Employees of the big corporations and banks have been warned by police not to wear formal office clothes to work on this day, and indeed the City is full of casully-dressed bankers, lawyers and accountants.  The day started off quite disappointingly, without anything major occuring.  But, come lunch time and one saw these crowd of people throwing traffic into chaos.  It's actually quite fun - with dancing and loud music.  Protestors wearing strange costumes and in fact, many wore very little at all.  Girls in bikinis and barechested men.  In fact, a few were walking around totally naked !  Some were dancing on lorries and one of them dropped his pants (totally nude !) occasionally.  Many City-workers dropped by to take a look at the grand party - my colleagues and I did as well - and there I saw rather senior people in the bank (in casual clothes) watching the fun as well.  A colleague said that he heard traders at Nomura or maybe another bank - symbols of capitalism - poured champagne from floors above onto the protestors...  Carnival time ?


The protests have gone nasty - colleagues said that some Cannon Street shops have been smashed up, including the McDonald's, and the fire hydrants have been damaged - so water was just shooting into the sky at Upper Thames Street, just 100 meters away from my office.  They also said many protestors are drunk and dancing around naked.  Reuters news reports that one protestor
was injured when a police van was overturned - an earlier rumour said that someone was killed within the City.  A friend rang to say that many vehicles were smashed as well.  Together with colleagues, I went downstairs and saw lines of riot police separating my office area with the protestors 200 meters away.  Stand at the right place, I told myself.  Yes, I saw the water hydrants and the newly created "fountains".  A man was sitting on the floor, dazed, with blood over his face and cursing the money brokers who
were watching him nearby.  Sensing that a riot was about to break out, we rushed back to office.  A colleague received news that Cannon Street (whose tube station I frequented everyday) is full of riot police and their horses.  Maybe I should finish my work and get home.

Source: The Times

6:45pm :

Finally left office.  Walked out of the office to discover that the protestors have actually gone further west, towards West End (the
entertainment/tourist part of London).  Upper Thames Street, where I watched the demonstrators during lunch time, was now like a huge rubbish dump, with lots of broken glass, bottles, leaflets, etc.  The place smelled too, with police horse excreta and the urinal aroma of the protestors, who were probably dead drunk and pissed all over the place.  The walls of grand institutions and banks were full of grafitti like "F--- The Banks", "Down with Money World", "Save the World", "F--- Tony Blair", etc.  The showroom of Mercedes Benz was totally smashed up, and windows of some other buildings too.
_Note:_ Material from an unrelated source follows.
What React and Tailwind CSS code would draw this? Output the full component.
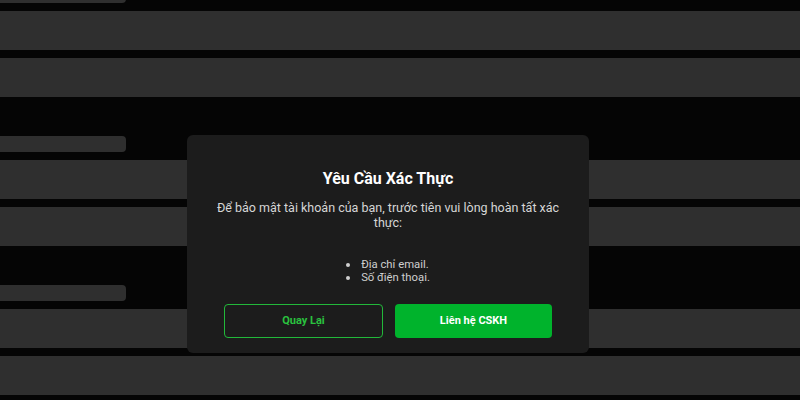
import React from "react";

function Group({ first }) {
  return (
    <div className={`flex flex-col gap-2 ${first ? "-mt-[13px]" : "mt-[39px]"}`}>
      <div className="h-4 w-[126px] rounded-r-[4px] bg-[#2f2f2f]" />
      <div className="h-[39px] w-full bg-[#2f2f2f]" />
      <div className="h-[39px] w-full bg-[#2f2f2f]" />
    </div>
  );
}

export default function App() {
  const items = ["Địa chỉ email.", "Số điện thoại."];
  return (
    <div
      className="relative h-[400px] w-[800px] overflow-hidden bg-[#050505]"
      style={{ fontFamily: "Roboto, 'Noto Sans', sans-serif" }}
    >
      <div className="flex flex-col">
        <Group first />
        <Group />
        <Group />
      </div>

      <div className="absolute left-[187px] top-[135px] flex h-[218px] w-[402px] flex-col items-center rounded-[6px] bg-[#1c1c1c] px-5 pt-[34px] text-center">
        <h2 className="text-[16px] font-bold leading-[19px] text-white">Yêu Cầu Xác Thực</h2>
        <p className="mt-[12px] text-[12.5px] leading-[15px] text-[#d6d6d6]">
          Để bảo mật tài khoản của bạn, trước tiên vui lòng hoàn tất xác thực:
        </p>
        <ul className="mt-[28px] flex flex-col text-left text-[11.3px] leading-[13px] text-[#cfcfcf]">
          {items.map((t) => (
            <li key={t} className="flex items-center">
              <span className="mr-[11px] h-[4px] w-[4px] rounded-full bg-[#cfcfcf]" />
              <span>{t}</span>
            </li>
          ))}
        </ul>
        <div className="mt-[20px] flex w-[328px] gap-3">
          <button className="flex h-[34px] w-[159px] items-center justify-center rounded-[4px] border border-[#22b83a] bg-transparent text-[11px] font-bold text-[#2ac23f]">
            Quay Lại
          </button>
          <button className="flex h-[34px] w-[157px] items-center justify-center rounded-[4px] bg-[#00b32c] text-[11px] font-bold text-white">
            Liên hệ CSKH
          </button>
        </div>
      </div>
    </div>
  );
}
Should I go home now ?  The underground stations around here were all closed.  I decided to walk further west towards St Paul's, the tube station of which was open, at least that's what a police told me.  As I walked towards there, I heard the beating of drums, and saw more police.  A number of City workers (i.e., people who work in London's financial district) were also walking towards where the action was taking place.  There was a sense of surreal peace as well as excitement.  I decided to play the journalist
in me - I always know that I was a war journalist in my past life.
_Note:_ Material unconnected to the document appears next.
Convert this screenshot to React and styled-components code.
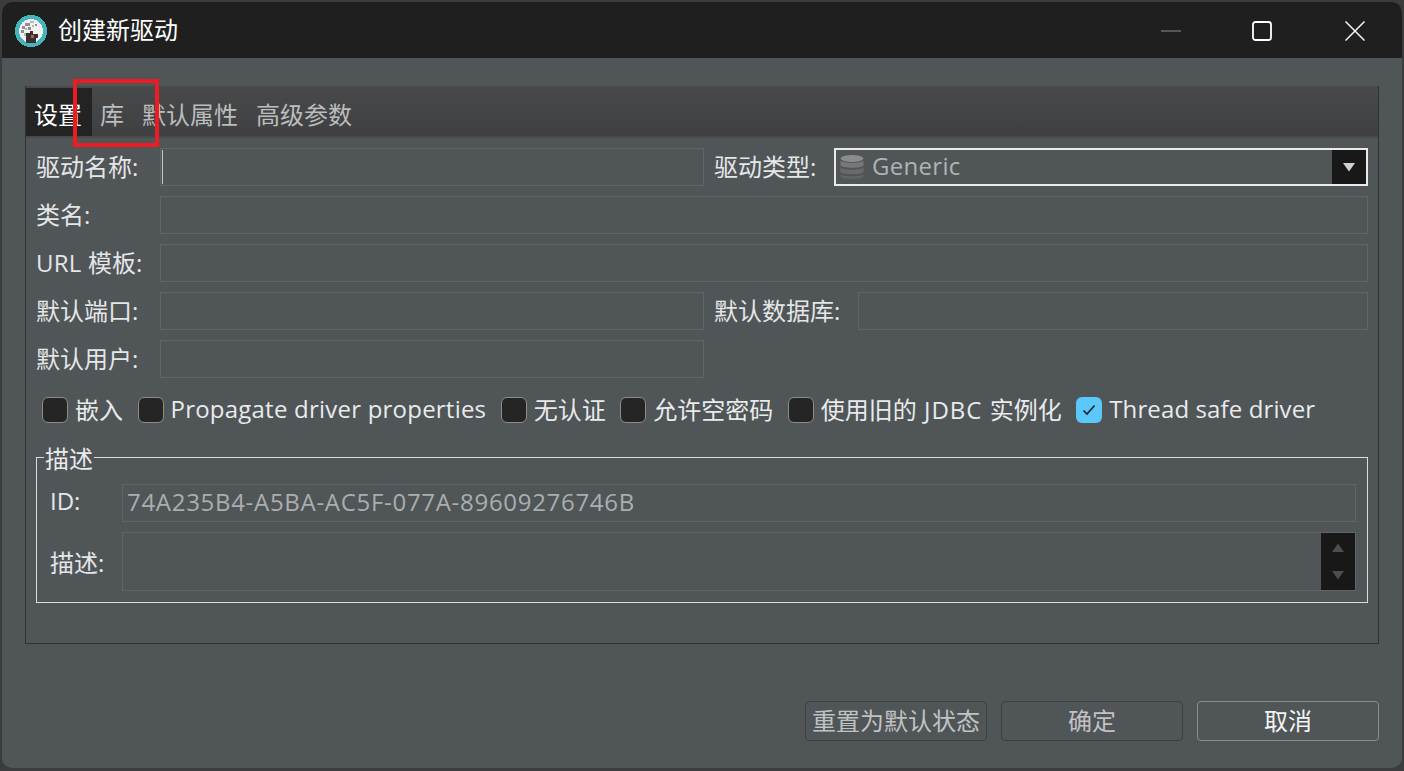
import React from "react";
import styled, { createGlobalStyle } from "styled-components";

const GlobalStyle = createGlobalStyle`
  html, body {
    margin: 0;
    padding: 0;
    background: #3b3c3d;
  }
  body {
    font-family: "Open Sans", "Noto Sans CJK SC", sans-serif;
    font-size: 24px;
    overflow: hidden;
  }
  * {
    box-sizing: border-box;
  }
`;

const Tracked = styled.span`
  letter-spacing: ${({ $ls }) => $ls}px;
`;

const Logo = () => (
  <LogoSvg viewBox="0 0 32 32" width="32" height="32" shapeRendering="crispEdges">
    <circle cx="16" cy="16" r="16" fill="#45b4bf" />
    <circle cx="16" cy="16" r="12" fill="#f2f2f2" />
    <path d="M7 11h3v3H7zM10 8h5v3h-5zM6 15h3v3H6zM13 12h3v3h-3zM20 9h2v2h-2z" fill="#8f8f8f" />
    <path d="M15 6h4v2h-4zM10 13h2v2h-2zM17 10h2v2h-2zM9 18h2v3H9z" fill="#b5b5b5" />
    <path d="M11 18h4v-2h3v3h5v4h-2v5H11z" fill="#3c2f2d" />
    <path d="M16 20h3v3h-3z" fill="#8a6e68" />
  </LogoSvg>
);

const Minimize = () => (
  <svg width="20" height="20" viewBox="0 0 20 20">
    <path d="M0 10h20" stroke="#6a6a6a" strokeWidth="1.6" />
  </svg>
);

const Maximize = () => (
  <svg width="20" height="20" viewBox="0 0 20 20">
    <rect x="1" y="1" width="18" height="18" rx="2.5" fill="none" stroke="#fff" strokeWidth="1.8" />
  </svg>
);

const Close = () => (
  <svg width="20" height="20" viewBox="0 0 20 20">
    <path d="M0.5 0.5l19 19M19.5 0.5l-19 19" stroke="#f4f4f4" strokeWidth="1.5" />
  </svg>
);

const DatabaseIcon = () => (
  <svg width="26" height="26" viewBox="0 0 26 26">
    <ellipse cx="13" cy="4.5" rx="11.5" ry="3.5" fill="#8b8b8b" />
    <path d="M1.5 6.5c2 3 21 3 23 0v5c-2 3-21 3-23 0z" fill="#777" />
    <path d="M1.5 13.5c2 3 21 3 23 0v4.5c-2 3-21 3-23 0z" fill="#6a6a6a" />
    <path d="M1.5 20c2 3 21 3 23 0v2.500c-2 3.500-21 3.500-23 0z" fill="#626262" />
  </svg>
);

const Triangle = ({ up, color }) => (
  <svg width="12" height="9" viewBox="0 0 12 9">
    <path d={up ? "M6 0.500L12 9H0z" : "M0 0h12L6 8.500z"} fill={color} />
  </svg>
);

const checks = [
  { id: "embedded", label: "嵌入" },
  { id: "propagate", label: <Tracked $ls={0.22}>Propagate driver properties</Tracked> },
  { id: "noauth", label: "无认证" },
  { id: "empty", label: "允许空密码" },
  { id: "legacy", label: <>使用旧的<Tracked $ls={1}> JDBC </Tracked>实例化</> },
  { id: "thread", label: <Tracked $ls={0.12}>Thread safe driver</Tracked>, checked: true },
];

const App = () => {
  return (
    <>
      <GlobalStyle />
      <Window>
        <TitleBar>
          <Logo />
          <TitleText>创建新驱动</TitleText>
          <CaptionButton $w={88}>
            <Minimize />
          </CaptionButton>
          <CaptionButton $w={94}>
            <Maximize />
          </CaptionButton>
          <CaptionButton $w={92}>
            <Close />
          </CaptionButton>
        </TitleBar>

        <Content>
          <Folder>
            <TabStrip>
              <Tab $active>设置</Tab>
              <Tab>库</Tab>
              <Tab>默认属性</Tab>
              <Tab>高级参数</Tab>
              <RedFrame />
            </TabStrip>

            <Panel>
              <Row>
                <Label $w={124}>驱动名称:</Label>
                <Field $w={544}>
                  <Caret />
                </Field>
                <Label $w={120} $ml={10}>驱动类型:</Label>
                <Combo>
                  <ComboIcon>
                    <DatabaseIcon />
                  </ComboIcon>
                  <ComboValue>Generic</ComboValue>
                  <ComboArrow>
                    <Triangle color="#d0d0d0" />
                  </ComboArrow>
                </Combo>
              </Row>
              <Row>
                <Label $w={124}>类名:</Label>
                <Field />
              </Row>
              <Row>
                <Label $w={124}><Tracked $ls={0.25}>URL </Tracked>模板:</Label>
                <Field />
              </Row>
              <Row>
                <Label $w={124}>默认端口:</Label>
                <Field $w={544} />
                <Label $w={144} $ml={10}>默认数据库:</Label>
                <Field />
              </Row>
              <Row>
                <Label $w={124}>默认用户:</Label>
                <Field $w={544} />
              </Row>

              <CheckRow>
                {checks.map((c) => (
                  <CheckItem key={c.id}>
                    <CheckBox $checked={c.checked}>
                      {c.checked && (
                        <svg width="14" height="12" viewBox="0 0 14 12">
                          <path d="M1.500 6.500L5 10l7.500-8.500" fill="none" stroke="#16202a" strokeWidth="1.600" />
                        </svg>
                      )}
                    </CheckBox>
                    <CheckText>{c.label}</CheckText>
                  </CheckItem>
                ))}
              </CheckRow>

              <Group>
                <Legend>描述</Legend>
                <Row $mt={10}>
                  <GroupLabel $pb={5}>ID:</GroupLabel>
                  <Field>
                    <FieldValue>74A235B4-A5BA-AC5F-077A-89609276746B</FieldValue>
                  </Field>
                </Row>
                <Row $h={59}>
                  <GroupLabel>描述:</GroupLabel>
                  <Field $end>
                    <ScrollBar>
                      <Triangle up color="#4d4d4d" />
                      <Triangle color="#4d4d4d" />
                    </ScrollBar>
                  </Field>
                </Row>
              </Group>
            </Panel>
          </Folder>

          <Footer>
            <FootButton $dim>重置为默认状态</FootButton>
            <FootButton $dim>确定</FootButton>
            <FootButton>取消</FootButton>
          </Footer>
        </Content>
      </Window>
    </>
  );
};

export default App;

const Window = styled.div`
  margin: 2px 2px 0;
  height: 766px;
  background: #505557;
  border-radius: 10px;
  overflow: hidden;
`;

const TitleBar = styled.div`
  height: 56px;
  background: #201f20;
  display: flex;
  align-items: center;
  padding: 0 1px 0 13px;
  color: #fff;
`;

const LogoSvg = styled.svg`
  flex: none;
  margin-top: 2px;
`;

const TitleText = styled.div`
  margin-left: 11px;
  flex: 1;
  line-height: 32px;
`;

const CaptionButton = styled.div`
  width: ${({ $w }) => $w}px;
  height: 56px;
  display: flex;
  align-items: center;
  justify-content: center;
  padding-top: 2px;
`;

const Content = styled.div`
  padding: 28px 23px 0;
`;

const Folder = styled.div`
  height: 558px;
  border: 1px solid #2f3033;
  border-top: 0;
`;

const TabStrip = styled.div`
  position: relative;
  height: 52px;
  display: flex;
  align-items: flex-end;
  background: linear-gradient(#48494b, #3f4041);
  border-bottom: 2px solid #47494b;
`;

const Tab = styled.div`
  height: 48px;
  padding: 0 10px 0 8px;
  line-height: 54px;
  color: ${({ $active }) => ($active ? "#fff" : "#bbbdbf")};
  background: ${({ $active }) => ($active ? "#232323" : "transparent")};
`;

const RedFrame = styled.div`
  position: absolute;
  left: 47px;
  top: -7px;
  width: 86px;
  height: 68px;
  border: 4px solid #ed1c24;
`;

const Panel = styled.div`
  padding: 10px 10px 0;
`;

const Row = styled.div`
  display: flex;
  align-items: center;
  height: ${({ $h }) => $h || 38}px;
  margin-top: ${({ $mt }) => $mt || 0}px;
  margin-bottom: 10px;
`;

const Label = styled.div`
  flex: none;
  width: ${({ $w }) => $w}px;
  margin-left: ${({ $ml }) => $ml || 0}px;
  padding-bottom: 4px;
  color: #e4e6e8;
  white-space: nowrap;
`;

const Field = styled.div`
  position: relative;
  flex: ${({ $w }) => ($w ? "none" : "1")};
  width: ${({ $w }) => ($w ? `${$w}px` : "auto")};
  height: 100%;
  border: 1px solid #626466;
  display: flex;
  align-items: center;
  justify-content: ${({ $end }) => ($end ? "flex-end" : "flex-start")};
`;

const Caret = styled.div`
  width: 1px;
  height: 34px;
  margin-left: 1px;
  background: #c8c8c8;
`;

const FieldValue = styled.div`
  padding: 0 0 4px 4px;
  letter-spacing: 0.7px;
  color: #abadaf;
  white-space: nowrap;
`;

const Combo = styled.div`
  flex: 1;
  height: 100%;
  border: 2px solid #e9e9e9;
  display: flex;
  align-items: center;
`;

const ComboIcon = styled.div`
  display: flex;
  margin-left: 3px;
`;

const ComboValue = styled.div`
  margin-left: 7px;
  padding-bottom: 4px;
  letter-spacing: 0.3px;
  flex: 1;
  color: #b0b2b4;
`;

const ComboArrow = styled.div`
  width: 34px;
  height: 100%;
  background: #181818;
  display: flex;
  align-items: center;
  justify-content: center;
`;

const CheckRow = styled.div`
  display: flex;
  align-items: center;
  gap: 14.5px;
  margin-top: 19px;
  padding-left: 6px;
  height: 26px;
`;

const CheckItem = styled.div`
  display: flex;
  align-items: center;
  gap: 7px;
  color: #e8eaec;
  white-space: nowrap;
`;

const CheckText = styled.div`
  padding-bottom: 3px;
`;

const CheckBox = styled.div`
  flex: none;
  width: 26px;
  height: 26px;
  border-radius: 6px;
  border: ${({ $checked }) => ($checked ? "0" : "1.5px solid #8c8c8c")};
  background: ${({ $checked }) => ($checked ? "#5ac8fa" : "#252525")};
  display: flex;
  align-items: center;
  justify-content: center;
`;

const Group = styled.fieldset`
  margin: 17px 0 0;
  padding: 0 11px 1px 13px;
  border: 1px solid #dcdcdc;
  min-width: 0;
`;

const Legend = styled.legend`
  margin-left: -6px;
  padding: 0 1px;
  line-height: 34px;
  position: relative;
  top: 2px;
  color: #e8eaec;
`;

const GroupLabel = styled.div`
  flex: none;
  width: 72px;
  padding-bottom: ${({ $pb }) => $pb || 0}px;
  color: #e4e6e8;
`;

const ScrollBar = styled.div`
  width: 34px;
  height: 100%;
  background: #181818;
  display: flex;
  flex-direction: column;
  align-items: center;
  justify-content: space-around;
`;

const Footer = styled.div`
  display: flex;
  justify-content: flex-end;
  gap: 14px;
  margin-top: 57px;
`;

const FootButton = styled.div`
  width: 182px;
  height: 40px;
  padding-bottom: 4px;
  border-radius: 4px;
  border: 1px solid ${({ $dim }) => ($dim ? "#3e3f41" : "#8b8d8f")};
  color: ${({ $dim }) => ($dim ? "#c0c2c4" : "#f4f4f4")};
  display: flex;
  align-items: center;
  justify-content: center;
  white-space: nowrap;
`;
I ventured into warzone, i.e., Blackfriars Tube/Bridge area.  There the riot police faced the protestors.  On my side, there were lots of spectators, including some City professionals in their suits.  The pubs nearby were full too, with City workers holding their beer looking towards the "frontline", as though watching a live performance.  I was actually quite excited as well.  A pity that I was dressed semi-formal - an obvious target of anti-banker protestors.
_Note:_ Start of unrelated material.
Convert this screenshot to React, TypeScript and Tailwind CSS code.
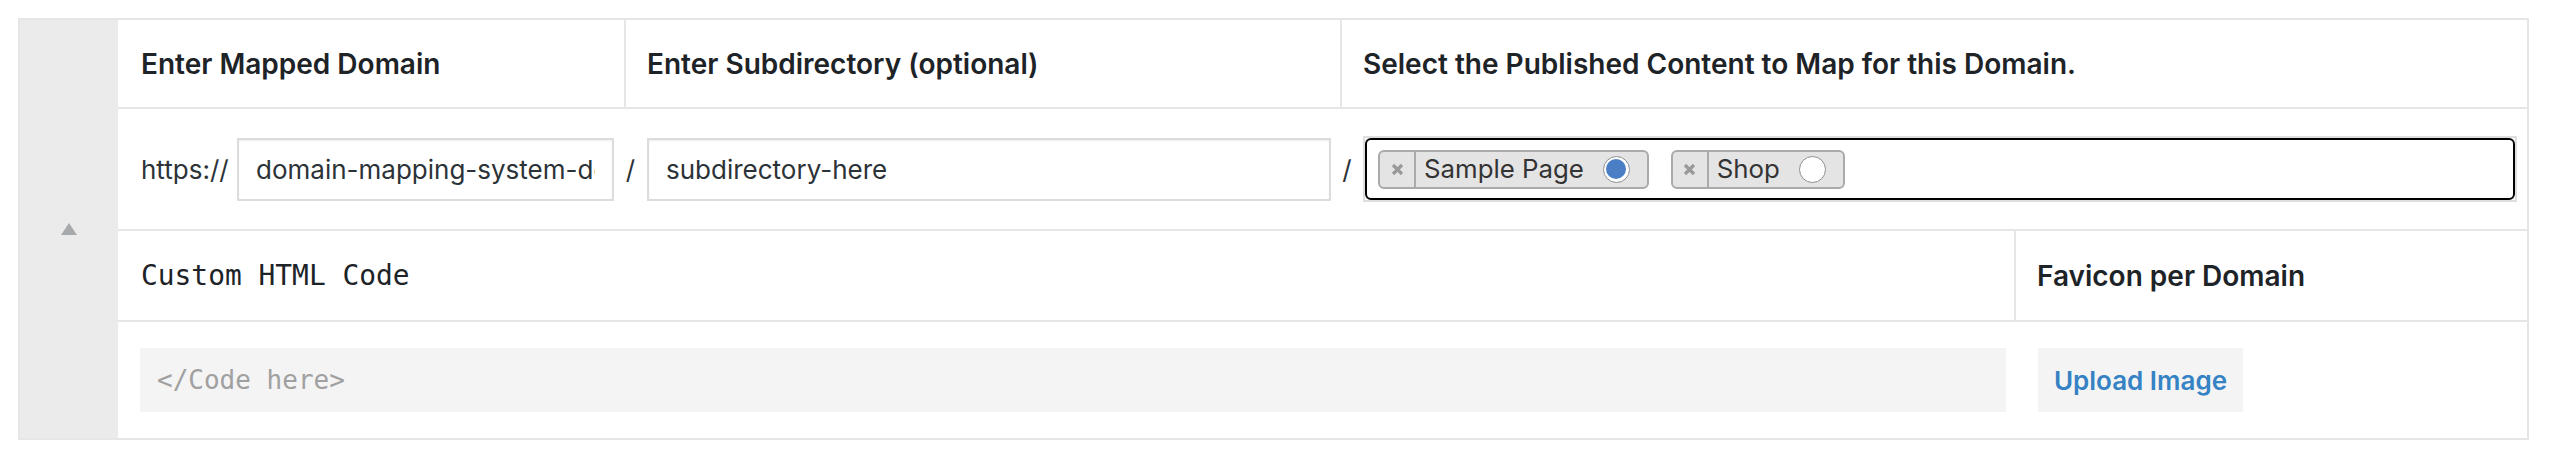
import React from 'react';

interface Chip {
  label: string;
  selected: boolean;
}

const chips: Chip[] = [
  { label: 'Sample Page', selected: true },
  { label: 'Shop', selected: false },
];

const RemoveIcon = () => (
  <svg width="13" height="13" viewBox="0 0 13 13">
    <path d="M2 2 L11 11 M11 2 L2 11" stroke="#999999" strokeWidth="3.2" strokeLinecap="butt" />
  </svg>
);

const Radio: React.FC<{ checked: boolean }> = ({ checked }) =>
  checked ? (
    <span className="flex h-[27px] w-[27px] items-center justify-center rounded-full border-[1.5px] border-[#8c8f94] bg-white">
      <span className="h-[20px] w-[20px] rounded-full bg-[#4a7fc6]" />
    </span>
  ) : (
    <span className="h-[27px] w-[27px] rounded-full border-[1.5px] border-[#8c8f94] bg-white" />
  );

const ContentChip: React.FC<{ chip: Chip }> = ({ chip }) => (
  <div className="flex h-[39px] items-center rounded-[6px] border-2 border-[#aaaaaa] bg-[#e4e4e4]">
    <span className="flex h-full w-[36px] items-center justify-center border-r-2 border-[#aaaaaa]">
      <RemoveIcon />
    </span>
    <span className="pl-[8px] text-[25.8px] leading-none text-[#333333]">{chip.label}</span>
    <span className="ml-[19px] mr-[17px] flex">
      <Radio checked={chip.selected} />
    </span>
  </div>
);

const App: React.FC = () => {
  return (
    <div className="min-h-screen bg-white pl-[18px] pt-[18px] font-[Inter,'Noto_Sans',sans-serif] text-[#1d2327]">
      <div className="flex w-[2511px] border-2 border-[#e6e6e6]">
        {/* collapse handle */}
        <div className="flex w-[98px] items-center justify-center bg-[#ebebeb]">
          <svg width="16" height="12" viewBox="0 0 16 12">
            <path d="M8 0 L16 12 L0 12 Z" fill="#a7aaad" />
          </svg>
        </div>

        <div className="flex flex-1 flex-col">
          {/* mapping header */}
          <div className="grid h-[89px] grid-cols-[508px_716px_1fr] border-b-2 border-[#e6e6e6]">
            <div className="flex items-center border-r-2 border-[#e6e6e6] px-[23px] text-[28px] font-semibold">
              Enter Mapped Domain
            </div>
            <div className="flex items-center border-r-2 border-[#e6e6e6] px-[21px] text-[28px] font-semibold">
              Enter Subdirectory (optional)
            </div>
            <div className="flex items-center px-[21px] text-[28px] font-semibold">
              Select the Published Content to Map for this Domain.
            </div>
          </div>

          {/* mapping inputs */}
          <div className="flex h-[122px] items-center border-b-2 border-[#e6e6e6] pl-[23px] pr-[10px] text-[26px] text-[#2c3338]">
            <span className="w-[86px] whitespace-nowrap">https://</span>
            <input
              readOnly
              value="domain-mapping-system-demo.com"
              className="ml-[10px] h-[63px] w-[377px] border-2 border-[#dcdcde] bg-white px-[17px] text-[26px] text-[#2c3338] shadow-[inset_0_1px_2px_rgba(0,0,0,0.07)] outline-none"
            />
            <span className="w-[33px] text-center">/</span>
            <input
              readOnly
              value="subdirectory-here"
              className="h-[63px] w-[684px] border-2 border-[#dcdcde] bg-white px-[17px] text-[26px] text-[#2c3338] shadow-[inset_0_1px_2px_rgba(0,0,0,0.07)] outline-none"
            />
            <span className="w-[32px] text-center">/</span>
            <div className="h-[66px] flex-1 border-2 border-[#dedede]">
              <div className="flex h-full items-center gap-[22px] rounded-[6px] border-2 border-black bg-white px-[11px]">
                {chips.map((chip) => (
                  <ContentChip key={chip.label} chip={chip} />
                ))}
              </div>
            </div>
          </div>

          {/* extra settings header */}
          <div className="grid h-[91px] grid-cols-[1fr_511px] border-b-2 border-[#e6e6e6]">
            <div className="flex items-center border-r-2 border-[#e6e6e6] px-[23px] font-['DejaVu_Sans_Mono',monospace] text-[27.9px]">
              Custom HTML Code
            </div>
            <div className="flex items-center px-[21px] text-[28px] font-semibold">Favicon per Domain</div>
          </div>

          {/* extra settings inputs */}
          <div className="flex h-[116px] items-center pl-[22px]">
            <div className="flex h-[64px] w-[1866px] items-center bg-[#f4f4f4] pl-[17px] font-['DejaVu_Sans_Mono',monospace] text-[26px] text-[#a0a0a0]">
              {'</Code here>'}
            </div>
            <button className="ml-[32px] flex h-[64px] w-[205px] items-center justify-center bg-[#f4f4f4] text-[26px] font-semibold text-[#3582c4]">
              Upload Image
            </button>
          </div>
        </div>
      </div>
    </div>
  );
};

export default App;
I walked closer to the "line of control".  There, the protestors - clearly drunk and high - dancing to the tune of New Age and sometimes Indian or Caribbean music.  Occasionally, bottles were thrown at police.  Tension was high.  This state of affairs did not last long.  Suddenly, the police charged forward to the road junction, driving the protestors into the side lanes.  This was no different from the documentaries I have watched on the African plains - of how a tribe of lions drove into huge groups of
antelopes, scattering them apart, and then devoured them one by one.  The scattered protestors were like the isolated herbivores, mopped up individually by the lions - the police.  I saw some of them falling down and then arrested by the police.  This group of protestors appeared to be gone.  It's time to get home, and get ready for the 8pm news summary.


I missed the 8pm news, but proceeded to cook dinner and took a quick bath.  Managed to watch the 9pm news, and the chaos that overwhelmed the City.  Protestors are gathering at Trafalgar Square - site of the highly publicised poll tax riots years ago.  Will anything happen there ?  We will see.  For me, the day is over.  I will stay put at home...  Definitely.